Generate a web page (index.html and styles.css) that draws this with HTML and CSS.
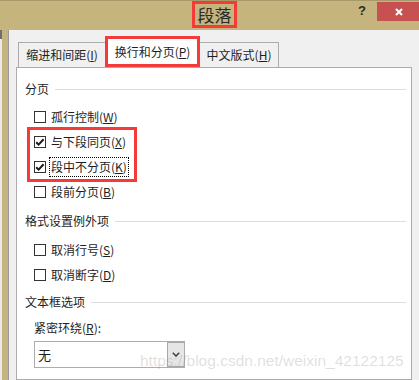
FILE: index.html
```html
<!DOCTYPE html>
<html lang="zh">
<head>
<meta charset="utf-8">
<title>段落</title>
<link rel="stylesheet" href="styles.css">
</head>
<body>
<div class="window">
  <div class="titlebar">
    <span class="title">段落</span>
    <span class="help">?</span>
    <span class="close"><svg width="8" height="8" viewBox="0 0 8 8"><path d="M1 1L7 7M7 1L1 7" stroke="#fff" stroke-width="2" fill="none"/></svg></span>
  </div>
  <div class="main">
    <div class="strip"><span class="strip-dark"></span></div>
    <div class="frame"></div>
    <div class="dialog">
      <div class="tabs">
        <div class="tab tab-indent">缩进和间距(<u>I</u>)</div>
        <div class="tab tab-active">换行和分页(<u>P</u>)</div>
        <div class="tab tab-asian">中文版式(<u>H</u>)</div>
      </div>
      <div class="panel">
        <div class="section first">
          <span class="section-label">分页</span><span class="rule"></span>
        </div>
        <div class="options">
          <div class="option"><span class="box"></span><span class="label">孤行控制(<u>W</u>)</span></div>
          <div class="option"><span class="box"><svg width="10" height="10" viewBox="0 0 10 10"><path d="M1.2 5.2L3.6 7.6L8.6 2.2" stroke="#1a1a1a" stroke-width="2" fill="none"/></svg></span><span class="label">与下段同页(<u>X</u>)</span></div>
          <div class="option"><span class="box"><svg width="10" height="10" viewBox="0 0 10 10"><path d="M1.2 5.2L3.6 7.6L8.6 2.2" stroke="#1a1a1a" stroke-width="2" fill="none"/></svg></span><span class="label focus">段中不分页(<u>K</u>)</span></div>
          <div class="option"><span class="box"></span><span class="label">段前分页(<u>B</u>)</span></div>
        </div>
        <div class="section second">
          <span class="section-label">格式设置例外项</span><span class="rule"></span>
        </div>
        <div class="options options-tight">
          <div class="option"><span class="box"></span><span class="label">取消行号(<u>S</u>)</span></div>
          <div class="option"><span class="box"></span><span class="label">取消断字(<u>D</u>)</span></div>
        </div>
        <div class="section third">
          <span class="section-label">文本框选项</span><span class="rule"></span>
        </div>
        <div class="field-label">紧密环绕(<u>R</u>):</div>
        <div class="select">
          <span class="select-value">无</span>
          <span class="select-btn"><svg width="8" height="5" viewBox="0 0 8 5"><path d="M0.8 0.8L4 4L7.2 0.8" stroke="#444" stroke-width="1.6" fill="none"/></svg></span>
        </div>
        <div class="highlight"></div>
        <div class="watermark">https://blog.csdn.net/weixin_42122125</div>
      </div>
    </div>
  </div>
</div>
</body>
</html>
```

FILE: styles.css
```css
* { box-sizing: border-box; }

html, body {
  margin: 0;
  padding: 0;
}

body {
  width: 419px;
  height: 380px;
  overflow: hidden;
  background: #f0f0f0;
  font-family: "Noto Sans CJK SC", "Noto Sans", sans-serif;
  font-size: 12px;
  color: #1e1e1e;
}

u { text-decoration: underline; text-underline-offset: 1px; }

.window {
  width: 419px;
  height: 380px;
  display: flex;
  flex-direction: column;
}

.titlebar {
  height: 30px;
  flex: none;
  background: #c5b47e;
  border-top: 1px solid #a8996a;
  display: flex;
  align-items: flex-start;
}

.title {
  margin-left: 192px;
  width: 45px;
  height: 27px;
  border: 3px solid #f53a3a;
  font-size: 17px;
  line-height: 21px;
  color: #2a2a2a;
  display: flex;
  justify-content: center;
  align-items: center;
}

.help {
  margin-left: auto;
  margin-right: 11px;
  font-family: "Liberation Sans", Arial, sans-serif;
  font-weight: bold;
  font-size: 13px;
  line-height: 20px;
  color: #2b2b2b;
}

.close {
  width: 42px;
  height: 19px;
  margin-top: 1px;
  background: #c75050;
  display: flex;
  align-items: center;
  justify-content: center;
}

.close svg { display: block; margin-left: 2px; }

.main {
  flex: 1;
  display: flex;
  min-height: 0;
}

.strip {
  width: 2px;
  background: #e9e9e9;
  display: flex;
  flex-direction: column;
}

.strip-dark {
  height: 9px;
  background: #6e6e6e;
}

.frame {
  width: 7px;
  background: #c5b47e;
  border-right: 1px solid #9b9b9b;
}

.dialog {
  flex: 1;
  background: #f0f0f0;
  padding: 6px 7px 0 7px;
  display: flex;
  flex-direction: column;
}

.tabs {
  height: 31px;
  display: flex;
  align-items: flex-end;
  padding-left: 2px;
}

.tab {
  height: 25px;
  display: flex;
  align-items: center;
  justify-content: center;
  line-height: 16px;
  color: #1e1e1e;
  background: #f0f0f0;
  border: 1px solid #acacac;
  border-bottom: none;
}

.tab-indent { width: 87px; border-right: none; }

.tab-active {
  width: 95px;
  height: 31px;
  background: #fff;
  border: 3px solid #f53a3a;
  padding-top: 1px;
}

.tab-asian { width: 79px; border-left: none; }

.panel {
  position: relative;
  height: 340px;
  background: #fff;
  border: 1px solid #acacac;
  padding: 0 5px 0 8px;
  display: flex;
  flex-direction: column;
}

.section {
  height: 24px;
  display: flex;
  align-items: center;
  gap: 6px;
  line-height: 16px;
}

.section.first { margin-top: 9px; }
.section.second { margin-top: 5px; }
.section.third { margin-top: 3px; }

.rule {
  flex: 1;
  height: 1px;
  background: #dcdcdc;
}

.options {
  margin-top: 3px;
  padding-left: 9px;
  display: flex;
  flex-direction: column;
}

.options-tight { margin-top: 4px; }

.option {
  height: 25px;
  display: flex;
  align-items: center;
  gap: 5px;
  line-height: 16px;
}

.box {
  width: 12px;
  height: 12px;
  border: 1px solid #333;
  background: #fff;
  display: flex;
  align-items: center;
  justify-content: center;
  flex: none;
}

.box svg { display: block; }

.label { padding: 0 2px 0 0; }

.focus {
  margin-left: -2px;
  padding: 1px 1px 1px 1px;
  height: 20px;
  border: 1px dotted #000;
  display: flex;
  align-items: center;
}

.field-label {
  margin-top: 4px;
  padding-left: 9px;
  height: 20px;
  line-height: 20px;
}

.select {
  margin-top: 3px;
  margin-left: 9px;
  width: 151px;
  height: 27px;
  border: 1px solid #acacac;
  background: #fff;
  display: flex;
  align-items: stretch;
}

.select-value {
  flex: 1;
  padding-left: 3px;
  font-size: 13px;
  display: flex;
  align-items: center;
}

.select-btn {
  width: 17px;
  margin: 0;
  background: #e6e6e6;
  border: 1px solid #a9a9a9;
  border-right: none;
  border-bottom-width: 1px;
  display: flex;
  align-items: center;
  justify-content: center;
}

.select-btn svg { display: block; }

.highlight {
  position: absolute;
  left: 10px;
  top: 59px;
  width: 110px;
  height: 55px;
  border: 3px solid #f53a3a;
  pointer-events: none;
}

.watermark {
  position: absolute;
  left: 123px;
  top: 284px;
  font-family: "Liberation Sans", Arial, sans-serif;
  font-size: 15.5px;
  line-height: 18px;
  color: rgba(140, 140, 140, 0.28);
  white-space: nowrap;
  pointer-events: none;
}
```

■ **Your task**: Repeat the material above verbatim, with no pictures in the output.

■ **Output for this task**:
Generate a web page (index.html and styles.css) that draws this with HTML and CSS.
FILE: index.html
```html
<!DOCTYPE html>
<html lang="zh">
<head>
<meta charset="utf-8">
<title>段落</title>
<link rel="stylesheet" href="styles.css">
</head>
<body>
<div class="window">
  <div class="titlebar">
    <span class="title">段落</span>
    <span class="help">?</span>
    <span class="close"><svg width="8" height="8" viewBox="0 0 8 8"><path d="M1 1L7 7M7 1L1 7" stroke="#fff" stroke-width="2" fill="none"/></svg></span>
  </div>
  <div class="main">
    <div class="strip"><span class="strip-dark"></span></div>
    <div class="frame"></div>
    <div class="dialog">
      <div class="tabs">
        <div class="tab tab-indent">缩进和间距(<u>I</u>)</div>
        <div class="tab tab-active">换行和分页(<u>P</u>)</div>
        <div class="tab tab-asian">中文版式(<u>H</u>)</div>
      </div>
      <div class="panel">
        <div class="section first">
          <span class="section-label">分页</span><span class="rule"></span>
        </div>
        <div class="options">
          <div class="option"><span class="box"></span><span class="label">孤行控制(<u>W</u>)</span></div>
          <div class="option"><span class="box"><svg width="10" height="10" viewBox="0 0 10 10"><path d="M1.2 5.2L3.6 7.6L8.6 2.2" stroke="#1a1a1a" stroke-width="2" fill="none"/></svg></span><span class="label">与下段同页(<u>X</u>)</span></div>
          <div class="option"><span class="box"><svg width="10" height="10" viewBox="0 0 10 10"><path d="M1.2 5.2L3.6 7.6L8.6 2.2" stroke="#1a1a1a" stroke-width="2" fill="none"/></svg></span><span class="label focus">段中不分页(<u>K</u>)</span></div>
          <div class="option"><span class="box"></span><span class="label">段前分页(<u>B</u>)</span></div>
        </div>
        <div class="section second">
          <span class="section-label">格式设置例外项</span><span class="rule"></span>
        </div>
        <div class="options options-tight">
          <div class="option"><span class="box"></span><span class="label">取消行号(<u>S</u>)</span></div>
          <div class="option"><span class="box"></span><span class="label">取消断字(<u>D</u>)</span></div>
        </div>
        <div class="section third">
          <span class="section-label">文本框选项</span><span class="rule"></span>
        </div>
        <div class="field-label">紧密环绕(<u>R</u>):</div>
        <div class="select">
          <span class="select-value">无</span>
          <span class="select-btn"><svg width="8" height="5" viewBox="0 0 8 5"><path d="M0.8 0.8L4 4L7.2 0.8" stroke="#444" stroke-width="1.6" fill="none"/></svg></span>
        </div>
        <div class="highlight"></div>
        <div class="watermark">https://blog.csdn.net/weixin_42122125</div>
      </div>
    </div>
  </div>
</div>
</body>
</html>
```

FILE: styles.css
```css
* { box-sizing: border-box; }

html, body {
  margin: 0;
  padding: 0;
}

body {
  width: 419px;
  height: 380px;
  overflow: hidden;
  background: #f0f0f0;
  font-family: "Noto Sans CJK SC", "Noto Sans", sans-serif;
  font-size: 12px;
  color: #1e1e1e;
}

u { text-decoration: underline; text-underline-offset: 1px; }

.window {
  width: 419px;
  height: 380px;
  display: flex;
  flex-direction: column;
}

.titlebar {
  height: 30px;
  flex: none;
  background: #c5b47e;
  border-top: 1px solid #a8996a;
  display: flex;
  align-items: flex-start;
}

.title {
  margin-left: 192px;
  width: 45px;
  height: 27px;
  border: 3px solid #f53a3a;
  font-size: 17px;
  line-height: 21px;
  color: #2a2a2a;
  display: flex;
  justify-content: center;
  align-items: center;
}

.help {
  margin-left: auto;
  margin-right: 11px;
  font-family: "Liberation Sans", Arial, sans-serif;
  font-weight: bold;
  font-size: 13px;
  line-height: 20px;
  color: #2b2b2b;
}

.close {
  width: 42px;
  height: 19px;
  margin-top: 1px;
  background: #c75050;
  display: flex;
  align-items: center;
  justify-content: center;
}

.close svg { display: block; margin-left: 2px; }

.main {
  flex: 1;
  display: flex;
  min-height: 0;
}

.strip {
  width: 2px;
  background: #e9e9e9;
  display: flex;
  flex-direction: column;
}

.strip-dark {
  height: 9px;
  background: #6e6e6e;
}

.frame {
  width: 7px;
  background: #c5b47e;
  border-right: 1px solid #9b9b9b;
}

.dialog {
  flex: 1;
  background: #f0f0f0;
  padding: 6px 7px 0 7px;
  display: flex;
  flex-direction: column;
}

.tabs {
  height: 31px;
  display: flex;
  align-items: flex-end;
  padding-left: 2px;
}

.tab {
  height: 25px;
  display: flex;
  align-items: center;
  justify-content: center;
  line-height: 16px;
  color: #1e1e1e;
  background: #f0f0f0;
  border: 1px solid #acacac;
  border-bottom: none;
}

.tab-indent { width: 87px; border-right: none; }

.tab-active {
  width: 95px;
  height: 31px;
  background: #fff;
  border: 3px solid #f53a3a;
  padding-top: 1px;
}

.tab-asian { width: 79px; border-left: none; }

.panel {
  position: relative;
  height: 340px;
  background: #fff;
  border: 1px solid #acacac;
  padding: 0 5px 0 8px;
  display: flex;
  flex-direction: column;
}

.section {
  height: 24px;
  display: flex;
  align-items: center;
  gap: 6px;
  line-height: 16px;
}

.section.first { margin-top: 9px; }
.section.second { margin-top: 5px; }
.section.third { margin-top: 3px; }

.rule {
  flex: 1;
  height: 1px;
  background: #dcdcdc;
}

.options {
  margin-top: 3px;
  padding-left: 9px;
  display: flex;
  flex-direction: column;
}

.options-tight { margin-top: 4px; }

.option {
  height: 25px;
  display: flex;
  align-items: center;
  gap: 5px;
  line-height: 16px;
}

.box {
  width: 12px;
  height: 12px;
  border: 1px solid #333;
  background: #fff;
  display: flex;
  align-items: center;
  justify-content: center;
  flex: none;
}

.box svg { display: block; }

.label { padding: 0 2px 0 0; }

.focus {
  margin-left: -2px;
  padding: 1px 1px 1px 1px;
  height: 20px;
  border: 1px dotted #000;
  display: flex;
  align-items: center;
}

.field-label {
  margin-top: 4px;
  padding-left: 9px;
  height: 20px;
  line-height: 20px;
}

.select {
  margin-top: 3px;
  margin-left: 9px;
  width: 151px;
  height: 27px;
  border: 1px solid #acacac;
  background: #fff;
  display: flex;
  align-items: stretch;
}

.select-value {
  flex: 1;
  padding-left: 3px;
  font-size: 13px;
  display: flex;
  align-items: center;
}

.select-btn {
  width: 17px;
  margin: 0;
  background: #e6e6e6;
  border: 1px solid #a9a9a9;
  border-right: none;
  border-bottom-width: 1px;
  display: flex;
  align-items: center;
  justify-content: center;
}

.select-btn svg { display: block; }

.highlight {
  position: absolute;
  left: 10px;
  top: 59px;
  width: 110px;
  height: 55px;
  border: 3px solid #f53a3a;
  pointer-events: none;
}

.watermark {
  position: absolute;
  left: 123px;
  top: 284px;
  font-family: "Liberation Sans", Arial, sans-serif;
  font-size: 15.5px;
  line-height: 18px;
  color: rgba(140, 140, 140, 0.28);
  white-space: nowrap;
  pointer-events: none;
}
```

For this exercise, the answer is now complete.